DATASET ROWS:
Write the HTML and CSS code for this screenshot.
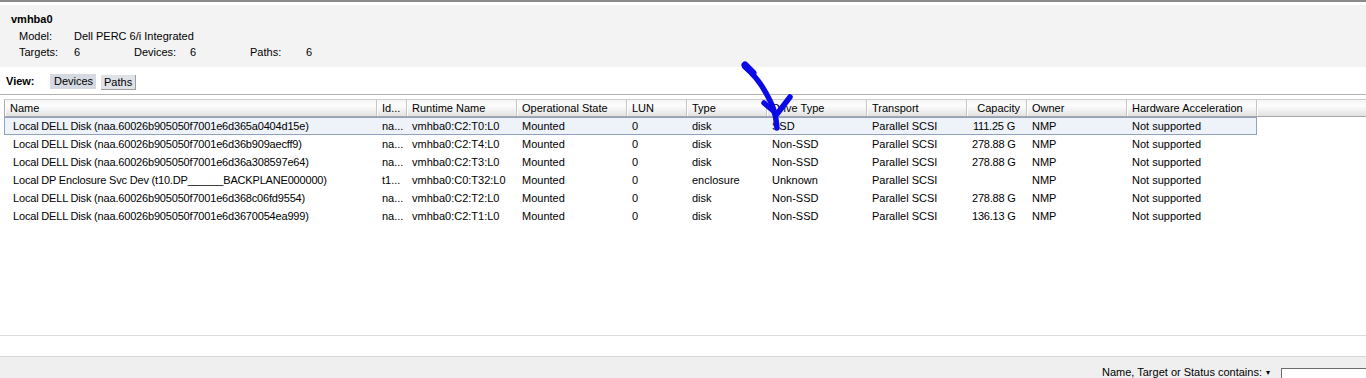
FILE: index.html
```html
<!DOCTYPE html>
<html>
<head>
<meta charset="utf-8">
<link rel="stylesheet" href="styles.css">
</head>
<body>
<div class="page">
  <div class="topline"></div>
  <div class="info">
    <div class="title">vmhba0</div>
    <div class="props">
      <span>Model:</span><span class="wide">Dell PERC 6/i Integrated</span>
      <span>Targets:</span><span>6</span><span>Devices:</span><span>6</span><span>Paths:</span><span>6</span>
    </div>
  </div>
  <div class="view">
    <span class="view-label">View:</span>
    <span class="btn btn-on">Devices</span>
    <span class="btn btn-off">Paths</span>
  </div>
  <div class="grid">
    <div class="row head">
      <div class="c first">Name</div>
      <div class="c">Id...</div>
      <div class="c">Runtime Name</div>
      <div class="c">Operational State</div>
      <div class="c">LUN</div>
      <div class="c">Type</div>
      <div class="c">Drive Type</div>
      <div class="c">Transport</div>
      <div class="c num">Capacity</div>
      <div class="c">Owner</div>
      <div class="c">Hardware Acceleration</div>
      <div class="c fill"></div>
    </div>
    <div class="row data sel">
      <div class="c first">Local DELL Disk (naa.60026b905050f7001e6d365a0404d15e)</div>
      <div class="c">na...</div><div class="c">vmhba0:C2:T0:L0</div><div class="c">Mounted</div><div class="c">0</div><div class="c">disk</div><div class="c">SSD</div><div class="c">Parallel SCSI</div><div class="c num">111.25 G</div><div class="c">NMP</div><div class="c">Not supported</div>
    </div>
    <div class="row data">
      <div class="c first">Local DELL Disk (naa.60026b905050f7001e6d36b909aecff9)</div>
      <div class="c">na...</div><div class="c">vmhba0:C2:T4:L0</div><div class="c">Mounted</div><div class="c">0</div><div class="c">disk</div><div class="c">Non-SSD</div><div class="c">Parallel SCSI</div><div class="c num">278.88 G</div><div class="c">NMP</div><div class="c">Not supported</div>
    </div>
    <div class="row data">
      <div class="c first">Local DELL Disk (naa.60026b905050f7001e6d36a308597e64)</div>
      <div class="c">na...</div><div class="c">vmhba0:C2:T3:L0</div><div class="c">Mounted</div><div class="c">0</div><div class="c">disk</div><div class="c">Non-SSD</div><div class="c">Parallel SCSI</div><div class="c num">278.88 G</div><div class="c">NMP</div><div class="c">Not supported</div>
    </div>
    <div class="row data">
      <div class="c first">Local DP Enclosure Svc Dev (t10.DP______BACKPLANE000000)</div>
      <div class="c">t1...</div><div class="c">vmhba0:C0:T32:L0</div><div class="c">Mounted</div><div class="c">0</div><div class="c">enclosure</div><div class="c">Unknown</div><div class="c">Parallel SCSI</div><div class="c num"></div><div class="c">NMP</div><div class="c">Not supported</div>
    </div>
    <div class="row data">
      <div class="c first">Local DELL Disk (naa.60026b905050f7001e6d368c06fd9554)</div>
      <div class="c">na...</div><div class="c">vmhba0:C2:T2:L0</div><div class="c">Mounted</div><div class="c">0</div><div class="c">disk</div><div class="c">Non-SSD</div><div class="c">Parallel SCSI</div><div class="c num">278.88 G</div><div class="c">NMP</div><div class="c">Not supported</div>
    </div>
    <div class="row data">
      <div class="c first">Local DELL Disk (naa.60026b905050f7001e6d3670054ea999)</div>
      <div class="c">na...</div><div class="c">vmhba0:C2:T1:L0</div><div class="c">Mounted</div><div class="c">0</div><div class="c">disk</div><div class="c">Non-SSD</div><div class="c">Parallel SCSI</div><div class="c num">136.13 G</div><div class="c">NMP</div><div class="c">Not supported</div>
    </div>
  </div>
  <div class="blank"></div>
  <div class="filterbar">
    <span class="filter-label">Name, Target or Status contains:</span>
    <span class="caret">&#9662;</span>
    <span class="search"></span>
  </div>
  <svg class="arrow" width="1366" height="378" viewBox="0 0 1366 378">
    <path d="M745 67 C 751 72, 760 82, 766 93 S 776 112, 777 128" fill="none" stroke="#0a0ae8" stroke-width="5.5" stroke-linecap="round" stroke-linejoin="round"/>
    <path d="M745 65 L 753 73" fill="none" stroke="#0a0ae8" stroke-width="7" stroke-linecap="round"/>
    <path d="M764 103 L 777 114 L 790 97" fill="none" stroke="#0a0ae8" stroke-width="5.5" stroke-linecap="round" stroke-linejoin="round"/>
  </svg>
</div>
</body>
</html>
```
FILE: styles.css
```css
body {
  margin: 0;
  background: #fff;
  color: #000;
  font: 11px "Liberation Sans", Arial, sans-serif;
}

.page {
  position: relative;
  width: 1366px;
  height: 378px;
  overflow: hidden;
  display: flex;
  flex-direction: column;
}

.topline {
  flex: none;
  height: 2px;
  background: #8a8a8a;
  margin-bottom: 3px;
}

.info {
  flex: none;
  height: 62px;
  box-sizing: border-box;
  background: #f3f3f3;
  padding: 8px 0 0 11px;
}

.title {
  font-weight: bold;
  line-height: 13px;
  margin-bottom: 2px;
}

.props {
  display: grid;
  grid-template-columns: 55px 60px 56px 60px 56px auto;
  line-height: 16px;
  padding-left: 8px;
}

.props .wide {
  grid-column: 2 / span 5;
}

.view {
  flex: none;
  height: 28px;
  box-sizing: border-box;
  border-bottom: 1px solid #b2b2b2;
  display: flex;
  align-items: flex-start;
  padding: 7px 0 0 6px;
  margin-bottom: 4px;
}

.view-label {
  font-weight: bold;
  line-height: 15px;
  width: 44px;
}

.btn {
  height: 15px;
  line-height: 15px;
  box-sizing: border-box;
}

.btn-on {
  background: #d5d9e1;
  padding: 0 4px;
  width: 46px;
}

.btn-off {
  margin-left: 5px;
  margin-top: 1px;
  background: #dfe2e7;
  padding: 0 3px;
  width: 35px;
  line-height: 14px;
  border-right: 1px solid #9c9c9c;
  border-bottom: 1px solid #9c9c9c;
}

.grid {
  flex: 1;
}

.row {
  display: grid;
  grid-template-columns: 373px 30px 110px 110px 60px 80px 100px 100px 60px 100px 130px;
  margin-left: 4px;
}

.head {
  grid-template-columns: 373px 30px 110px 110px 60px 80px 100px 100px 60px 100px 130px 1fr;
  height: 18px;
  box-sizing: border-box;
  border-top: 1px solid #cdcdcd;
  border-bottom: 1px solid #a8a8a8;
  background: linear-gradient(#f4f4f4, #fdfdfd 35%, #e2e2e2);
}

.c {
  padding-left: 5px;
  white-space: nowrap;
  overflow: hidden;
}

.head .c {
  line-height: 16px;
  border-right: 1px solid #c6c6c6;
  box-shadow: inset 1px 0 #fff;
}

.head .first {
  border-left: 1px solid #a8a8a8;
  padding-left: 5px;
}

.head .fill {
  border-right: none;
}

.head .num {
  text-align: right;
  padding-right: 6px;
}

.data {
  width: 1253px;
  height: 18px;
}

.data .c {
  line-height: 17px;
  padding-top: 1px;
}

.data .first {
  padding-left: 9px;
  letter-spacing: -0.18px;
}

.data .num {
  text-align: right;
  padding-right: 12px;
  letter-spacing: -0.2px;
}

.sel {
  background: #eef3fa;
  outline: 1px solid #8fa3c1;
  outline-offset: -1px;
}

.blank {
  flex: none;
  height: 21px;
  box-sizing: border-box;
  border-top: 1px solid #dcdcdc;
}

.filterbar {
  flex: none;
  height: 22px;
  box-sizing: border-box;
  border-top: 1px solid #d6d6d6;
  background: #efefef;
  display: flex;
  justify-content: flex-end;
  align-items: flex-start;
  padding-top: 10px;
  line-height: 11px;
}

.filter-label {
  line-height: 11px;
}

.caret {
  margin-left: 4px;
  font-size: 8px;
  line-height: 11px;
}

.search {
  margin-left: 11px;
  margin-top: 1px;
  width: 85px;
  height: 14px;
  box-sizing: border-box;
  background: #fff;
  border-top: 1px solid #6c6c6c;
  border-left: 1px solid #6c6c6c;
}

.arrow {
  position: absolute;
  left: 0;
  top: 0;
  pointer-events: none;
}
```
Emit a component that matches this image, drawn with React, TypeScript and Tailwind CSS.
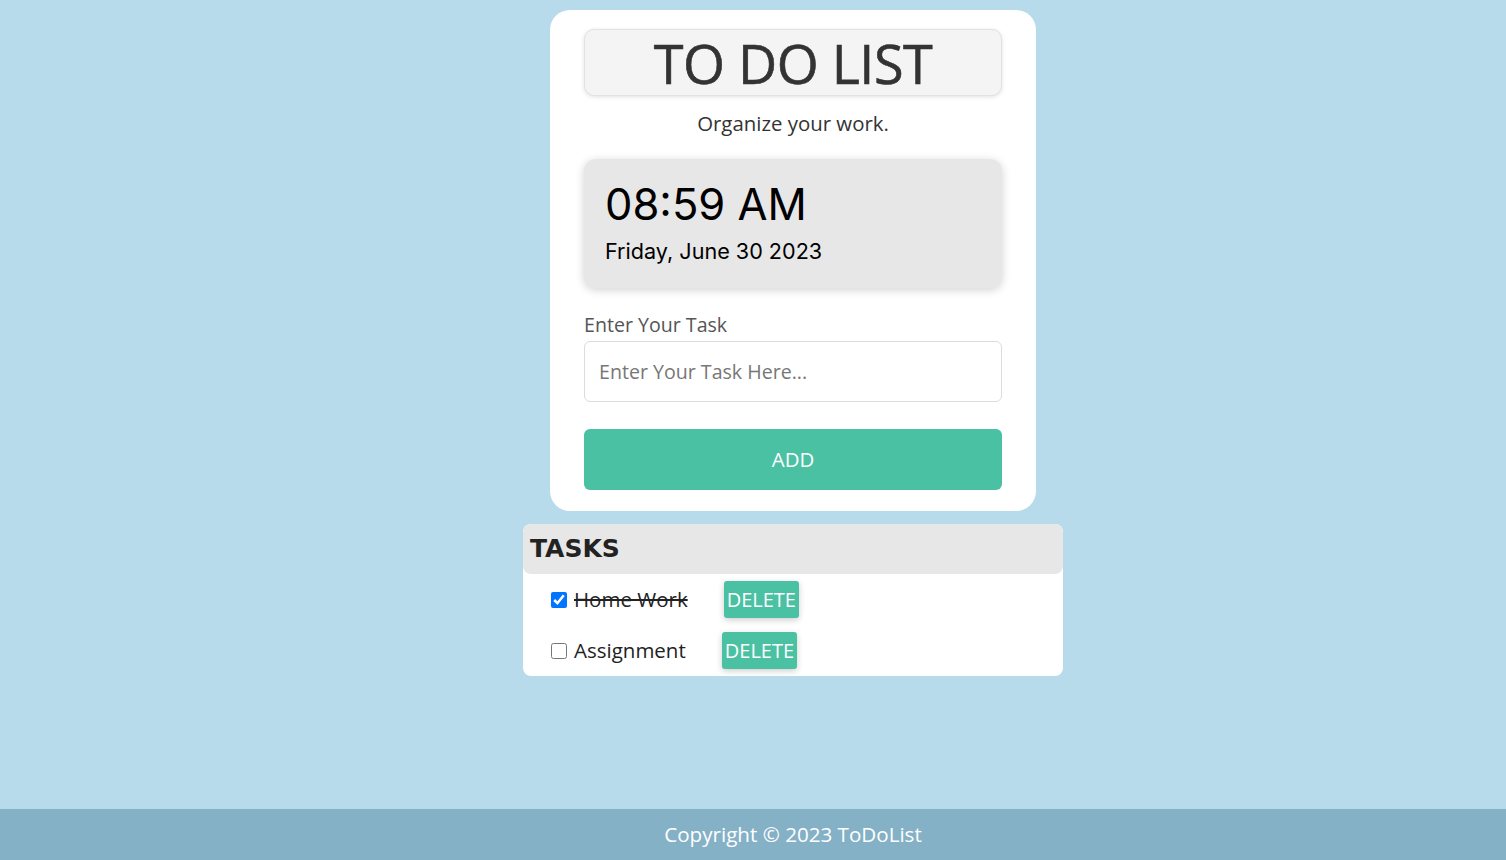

TO DO:
State the number of lines that contain the string "this", with no other words.

WRITTEN ANSWER:
2